Most of the time you have unplayable crap cards. That is the norm. Fold and use the time to really study an opponent. This is helpful when you play in a regular game (say in casino), against the same core group of 25 players. Get to see what they do when they are winning and losing. If you can sit and make some notes, but don't waste your time at the table doing nothing !
ya, position is important. But, whenever I change tables it takes awhile to learn how the other players play. Sometimes, I get switched lots in an hour. So, reading another player is more difficult for me...
Still workin on my game.... LOL.
1) Number of people likely to enter the hand (the looser the table, the tighter you should become but the opposite isn't necessarily true because you should only loosen up in a tight table if their flop play is passive rather than aggressive).
2) The meaning of bet amounts to individuals. Some people have no idea how to bet proportional to hand strength and will be betting more for A 10 than JJ because they feel the ace will hit and conclude this is stronger than pair of jacks. You need to start observing their showdowns and what they are valuing higher than what. If they are truly idiotic preflop, you should ignore their preflop raises entirely and read purely based on their post-flop actions.
3) People's reads on you. The tighter you are playing, the less likely people will call you with mediocre hands preflop (but if you notice that some people are not behaving differently to you than others, play TAG poker and destroy them by never lying and they will pay you off as they won't respect your tightness).
I think of nothing aside from what I've learned about my opponents. I keep a clear mind. It's been over a decade since I've looked at an offline hole card before it's my turn to act. So mostly I'm just watching.

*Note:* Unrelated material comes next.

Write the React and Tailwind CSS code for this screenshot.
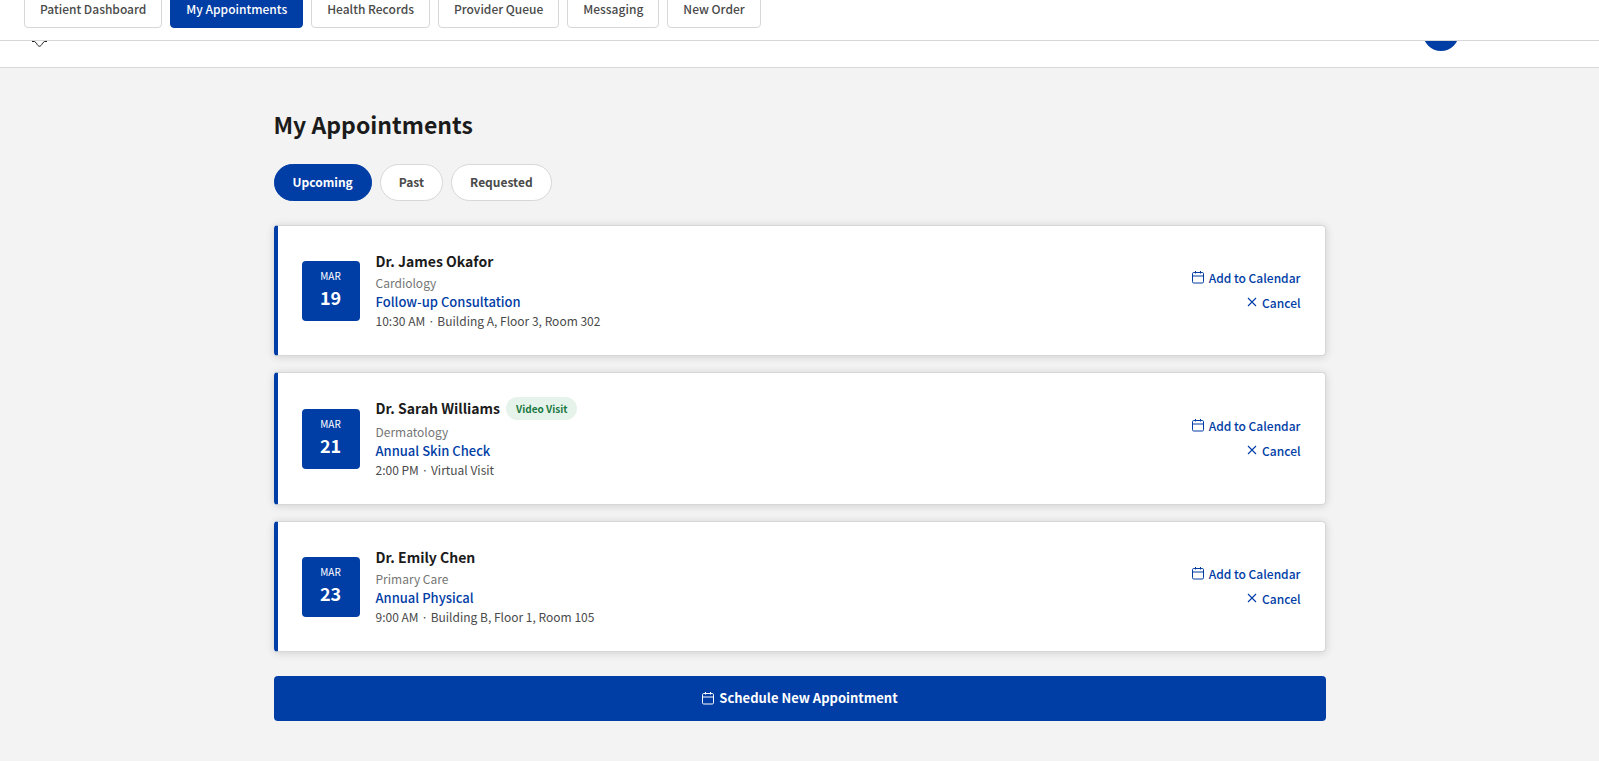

Of course the art of this is also absorbing everything while you're thinking of nothing at all.
When it's my turn to act I have zero preconceived notions about how I'm going to play a hand because every hand is a snowflake. Sometimes I look down at KQs and insta fold it. Other times I raise a significant sum with 10-7. I do these things because at the time they were the correct plays in my view and that is really all that matters.
TLDR: Think of nothing while absorbing everything.
Like many of the great replies above, I am thinking about my opponent's. The first thing I do is profile everybody at the table. I use different colours to mark (Nits, Tags, Lags & Fish etc). Then I make notes on what hands they're showing down and use this info to assign ranges. I'll rarely enter a pot against good regs unless I have a hand that crushes their range (Which isn't often). I focus on the fish, bad regs and Lags amd plan my lines accordingly. My cards are the last thing on my mind.